→ Exercise
Write out the full listing exactly as given, minus the images.

→ Information supplied
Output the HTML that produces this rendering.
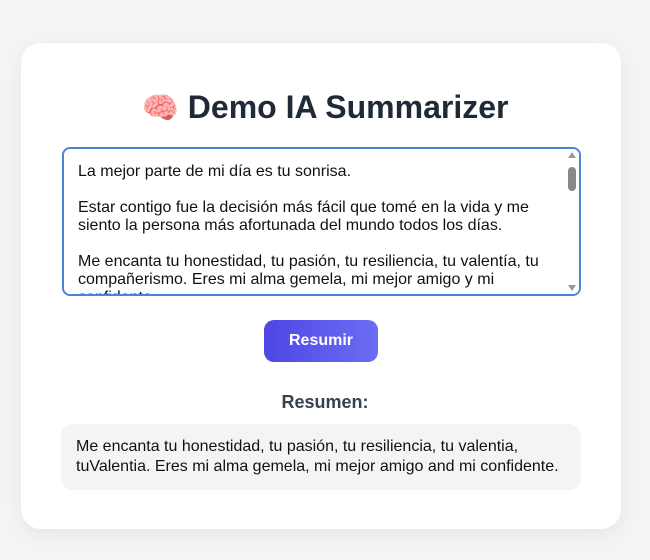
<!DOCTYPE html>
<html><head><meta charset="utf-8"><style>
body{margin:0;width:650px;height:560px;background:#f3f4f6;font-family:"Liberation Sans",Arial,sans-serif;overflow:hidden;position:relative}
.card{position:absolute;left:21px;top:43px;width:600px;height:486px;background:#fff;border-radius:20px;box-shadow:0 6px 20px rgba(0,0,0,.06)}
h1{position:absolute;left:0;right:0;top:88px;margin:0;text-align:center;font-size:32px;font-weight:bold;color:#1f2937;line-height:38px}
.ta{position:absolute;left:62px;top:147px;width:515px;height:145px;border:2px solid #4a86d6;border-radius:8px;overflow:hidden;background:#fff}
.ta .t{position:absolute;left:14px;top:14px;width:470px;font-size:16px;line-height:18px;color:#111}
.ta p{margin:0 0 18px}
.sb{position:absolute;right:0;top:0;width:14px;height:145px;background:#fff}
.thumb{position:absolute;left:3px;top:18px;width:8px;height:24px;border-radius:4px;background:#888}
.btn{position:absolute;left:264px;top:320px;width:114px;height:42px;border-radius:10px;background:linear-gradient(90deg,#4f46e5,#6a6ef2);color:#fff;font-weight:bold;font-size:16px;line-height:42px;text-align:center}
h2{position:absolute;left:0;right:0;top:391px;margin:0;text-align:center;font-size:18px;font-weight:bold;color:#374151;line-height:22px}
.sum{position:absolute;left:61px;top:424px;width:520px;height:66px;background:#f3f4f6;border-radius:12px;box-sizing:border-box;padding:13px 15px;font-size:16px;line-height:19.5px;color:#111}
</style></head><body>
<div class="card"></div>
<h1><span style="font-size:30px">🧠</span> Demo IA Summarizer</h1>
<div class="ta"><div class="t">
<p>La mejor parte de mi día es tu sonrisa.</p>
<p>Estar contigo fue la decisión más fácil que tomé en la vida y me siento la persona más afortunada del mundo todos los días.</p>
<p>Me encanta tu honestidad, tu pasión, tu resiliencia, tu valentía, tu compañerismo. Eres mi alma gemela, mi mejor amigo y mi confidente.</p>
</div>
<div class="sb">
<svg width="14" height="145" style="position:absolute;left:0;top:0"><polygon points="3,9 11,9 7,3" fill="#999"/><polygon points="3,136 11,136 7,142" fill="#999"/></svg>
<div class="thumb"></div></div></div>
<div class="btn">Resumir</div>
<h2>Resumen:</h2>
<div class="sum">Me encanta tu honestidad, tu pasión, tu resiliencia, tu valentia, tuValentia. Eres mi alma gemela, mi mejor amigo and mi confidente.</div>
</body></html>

→ Task solution
Output the HTML that produces this rendering.
<!DOCTYPE html>
<html><head><meta charset="utf-8"><style>
body{margin:0;width:650px;height:560px;background:#f3f4f6;font-family:"Liberation Sans",Arial,sans-serif;overflow:hidden;position:relative}
.card{position:absolute;left:21px;top:43px;width:600px;height:486px;background:#fff;border-radius:20px;box-shadow:0 6px 20px rgba(0,0,0,.06)}
h1{position:absolute;left:0;right:0;top:88px;margin:0;text-align:center;font-size:32px;font-weight:bold;color:#1f2937;line-height:38px}
.ta{position:absolute;left:62px;top:147px;width:515px;height:145px;border:2px solid #4a86d6;border-radius:8px;overflow:hidden;background:#fff}
.ta .t{position:absolute;left:14px;top:14px;width:470px;font-size:16px;line-height:18px;color:#111}
.ta p{margin:0 0 18px}
.sb{position:absolute;right:0;top:0;width:14px;height:145px;background:#fff}
.thumb{position:absolute;left:3px;top:18px;width:8px;height:24px;border-radius:4px;background:#888}
.btn{position:absolute;left:264px;top:320px;width:114px;height:42px;border-radius:10px;background:linear-gradient(90deg,#4f46e5,#6a6ef2);color:#fff;font-weight:bold;font-size:16px;line-height:42px;text-align:center}
h2{position:absolute;left:0;right:0;top:391px;margin:0;text-align:center;font-size:18px;font-weight:bold;color:#374151;line-height:22px}
.sum{position:absolute;left:61px;top:424px;width:520px;height:66px;background:#f3f4f6;border-radius:12px;box-sizing:border-box;padding:13px 15px;font-size:16px;line-height:19.5px;color:#111}
</style></head><body>
<div class="card"></div>
<h1><span style="font-size:30px">🧠</span> Demo IA Summarizer</h1>
<div class="ta"><div class="t">
<p>La mejor parte de mi día es tu sonrisa.</p>
<p>Estar contigo fue la decisión más fácil que tomé en la vida y me siento la persona más afortunada del mundo todos los días.</p>
<p>Me encanta tu honestidad, tu pasión, tu resiliencia, tu valentía, tu compañerismo. Eres mi alma gemela, mi mejor amigo y mi confidente.</p>
</div>
<div class="sb">
<svg width="14" height="145" style="position:absolute;left:0;top:0"><polygon points="3,9 11,9 7,3" fill="#999"/><polygon points="3,136 11,136 7,142" fill="#999"/></svg>
<div class="thumb"></div></div></div>
<div class="btn">Resumir</div>
<h2>Resumen:</h2>
<div class="sum">Me encanta tu honestidad, tu pasión, tu resiliencia, tu valentia, tuValentia. Eres mi alma gemela, mi mejor amigo and mi confidente.</div>
</body></html>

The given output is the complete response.